Jesus of Nazareth, whom many conservatives worship as their “Savior”, rebuked those pointing their fingers at those who are too disadvantaged to effectively answer the charge of "immorality" with the instruction, and here I paraphrase… Remove the log from your own eye before you talk about the speck in the eyes of others! As for this Jesus, he was a man surrounded by the working class. He himself is believed by many to have been, among other things, a carpenter.  This was a man who understood the predicament of the Mary Magdalenes of his world. He did not look down his nose at fishermen among whom he moved easily, his buddy Peter being one of them. He got Matthew, a tax collector, to leave a profession that many saw as oppressive and join him in the work of liberation. Jesus stood up for the poor, as his embrace of that well read mission statement from Isaiah 61 shows. The good news he proclaimed to the poor was bad news for those who gained from keeping things the way they were.

There is no doubt in my mind that today’s conservative would condemn this Nazarene’s “social gospel” as unadulterated Marxism. His relationship with the political leadership and its economic partners was by no means a comfortable one. Remember that incident with the “money changers” in the temple? These economic vampires were using their monopoly of the currency supply to make exorbitant profits, charging “whatever the market would bear” for coins that the people needed to pay their annual Temple tax. Jesus physically threw them out of the Temple after branding them “thieves”. Days later these same bankers called for his death. How dare he do anything to compromise their hard earned profit margins. 

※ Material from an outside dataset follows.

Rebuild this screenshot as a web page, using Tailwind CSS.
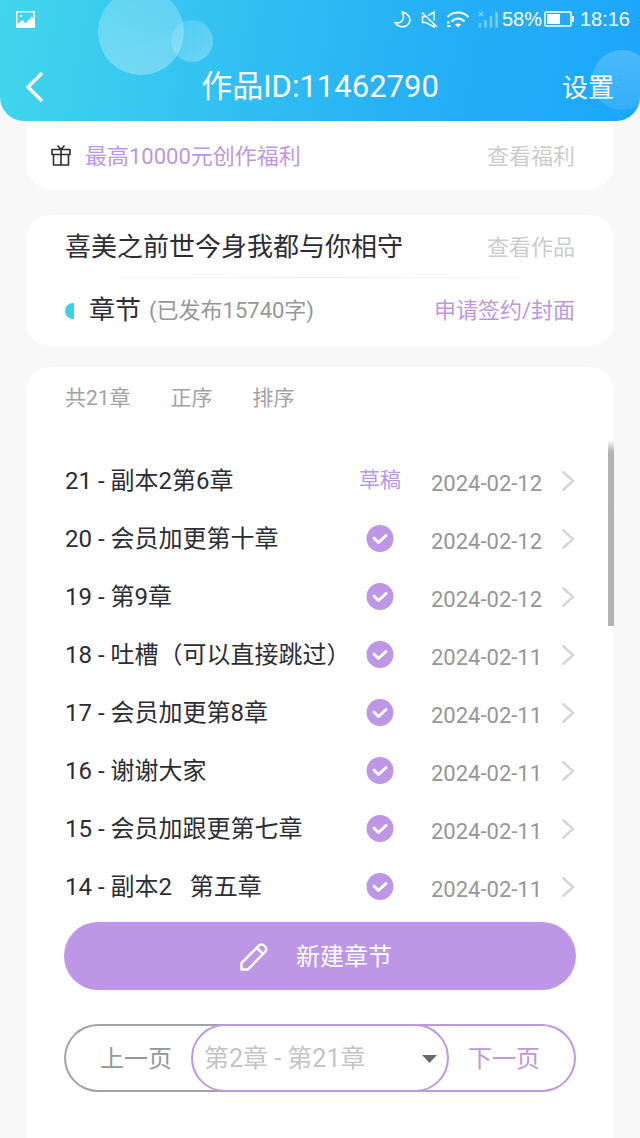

According to Bloomberg, the average CEO makes 204 times the salary of the average employee. Is this what we mean in fact when we spout off about “American exceptionalism”? How long will civility hold when the social contract engendered by our economic relationships continues to guarantee the fecundity of the few at the expense of the many? Simply put, how long can we expect that the poor will accept that their lot in this life is to be fodder for the ambitions of the greed rich?